Somalia’s key external partners need to do more. They have shown admirable unity in rejecting the term extension, with the U.S., UN, AU, EU, UK and regional bloc IGAD all issuing strong statements to express opposition. Now they should urge all Somali actors to resume talks. Ideally the AU, through the office of Commissioner for Political Affairs, Peace and Security Bankole Adeoye, who has already shown interest in resolving the standoff, would mobilise external partners to step up their diplomacy. First, the AU, with the backing of key external partners, should appoint an envoy who, working in concert with the UN envoy, should meet the main parties separately and urge a return to talks. In particular, these emissaries should emphasise to Farmajo that he will need to accept external mediation, given that the opposition will not agree to talks under his supervision. To improve the chances of Farmajo shifting his position, the U.S. could engage directly with his key backers in Qatar and Turkey and urge them to prevail on the president to show greater flexibility, given the risk the crisis poses to Somalia’s stability.

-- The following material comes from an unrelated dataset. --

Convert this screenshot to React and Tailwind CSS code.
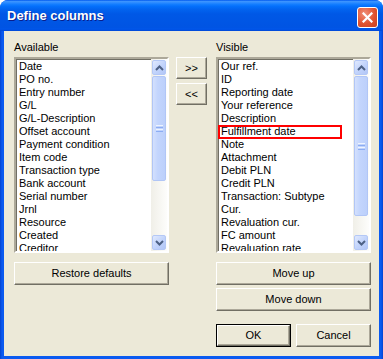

External actors should make clear that they are prepared to impose targeted sanctions.

Next, external actors will need to coordinate with Somalia’s political elite in calling for an inclusive summit to discuss a pathway to elections. Convened by the AU, with the U.S., EU and UN acting as guarantors, such a meeting should focus on delivering a timeframe for elections within weeks, rather than months. Talks could build on the 17 September agreement, but would not necessarily be bound by it, as only a narrow section of the political elite – Farmajo and the presidents of federal member states – crafted the document. Realistically, however, any election would need to broadly follow the contours of the 17 September agreement, given that an indirect election is the only feasible way to hold a vote in today’s security environment, in which Al-Shabaab controls swathes of territory in the south-central Somali countryside. Ideally, new talks would involve more participants, particularly representatives of the Council of Presidential Candidates and civil society.

To ensure that parties stick to their commitments, external actors should make clear that they are prepared to impose targeted sanctions. The U.S. has signalled a willingness to take action and urged key actors to change course in response to the latest developments. The EU has also promised to take “concrete measures” if authorities do not reverse the term extension. These are positive early steps. Somalia’s elites crave the legitimacy that comes with international recognition. Many use foreign passports to travel, hold assets outside Somalia, and keep their families in the U.S. or EU countries. Credible threats to impose visa bans and asset freezes might well concentrate minds.

Despite its many domestic challenges, Somalia has managed to establish a degree of political stability in the past decade and a half. Most strikingly, political elites have fashioned consensus on election management in past electoral cycles and found a way to both hold regular votes and oversee peaceful transitions of power. The current impasse – which could easily tip into major violence – threatens to unravel those gains. Somalia’s elites must return to dialogue.